I have never met such an arrogant man in my entire life. I found him disgusting. He speaks to hear himself talk and makes bad jokes to hear himself laugh at them. The workload isn't bad - just three papers that can be handed in at any time, so you don't have to do any of the readngs other then the ones for the papers. He was boring and constantly cancelled class. He had little to say about the topic at hand and what he did say was usually offensive. The good part is that the papers were pretty easily graded and if you just show up you'll be given a lot of points for doing so. Warning: If you are at all religious - any religion - you will hate this man!!! On the last day of class he noted that he hoped that we had noticed by now his undying wish to make us all believe that our religions were false.

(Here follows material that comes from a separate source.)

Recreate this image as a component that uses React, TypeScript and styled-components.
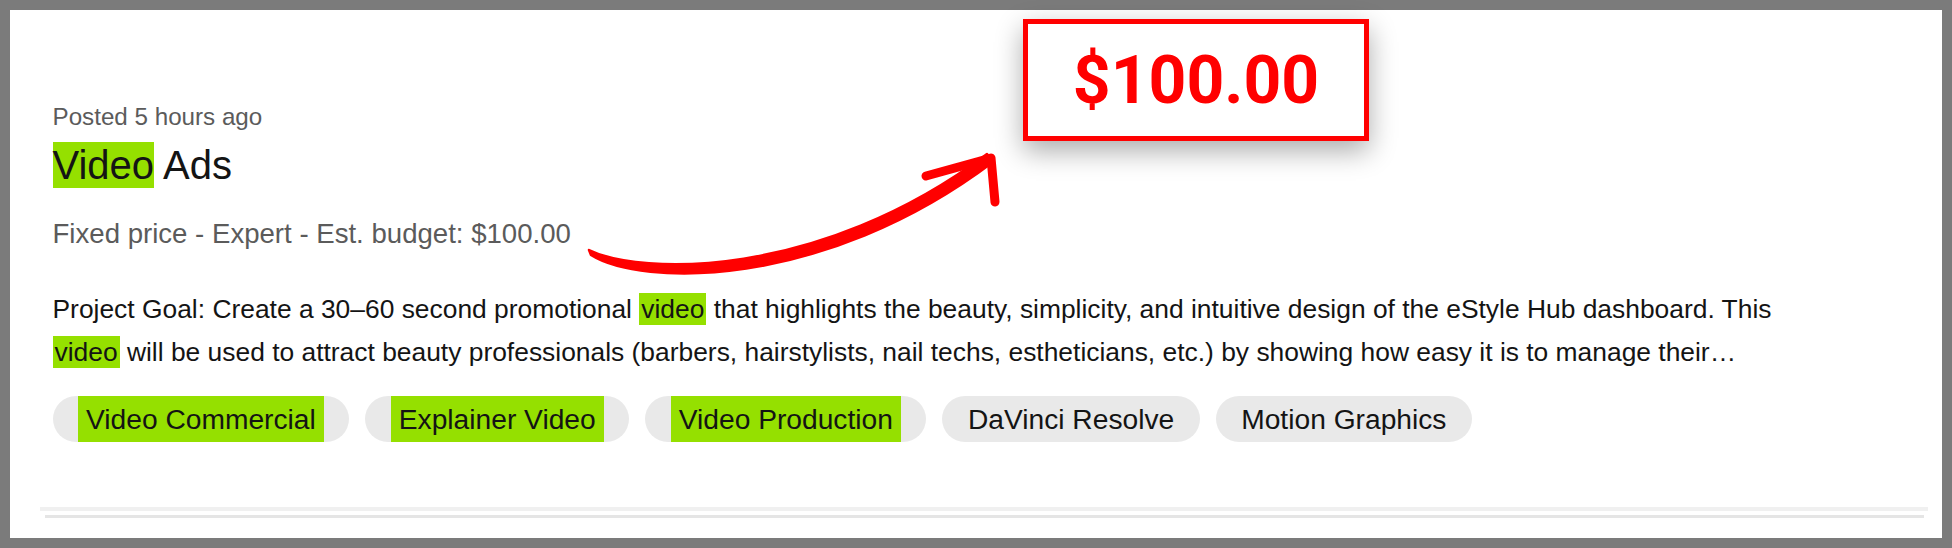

You either love the guy or are horribly offended by his jokes and leave the first day. Even though he is a practicing Jew (and a reform Rabbi), The Bible, Judaism and Jesus will be put through the ringer. Some favorite quotes: "The first 5 books of the Bible are F-I-C-T-I-O-N, fiction people"; "Any religion that bases its morality on the first 5 books of the bible is not thinking straight.") As someone who is facinated by religion but critical of it, I loved this class! Segal is entertaining, funny, yet caring (go to his office hours). He loves multi-media almost to a fault, but he uses it to make fun of fundamentalists. He gets into theory, not just fact. And don't be scared off by the orthodox Jews in the class: Segal knows they know more than you ever will and grades accordingly. Class: Intro to the Hebrew Bible is better than Judiasm in the time of Jesus. Both classes are taught chronologically and like a history class. The main text in both is the Bible.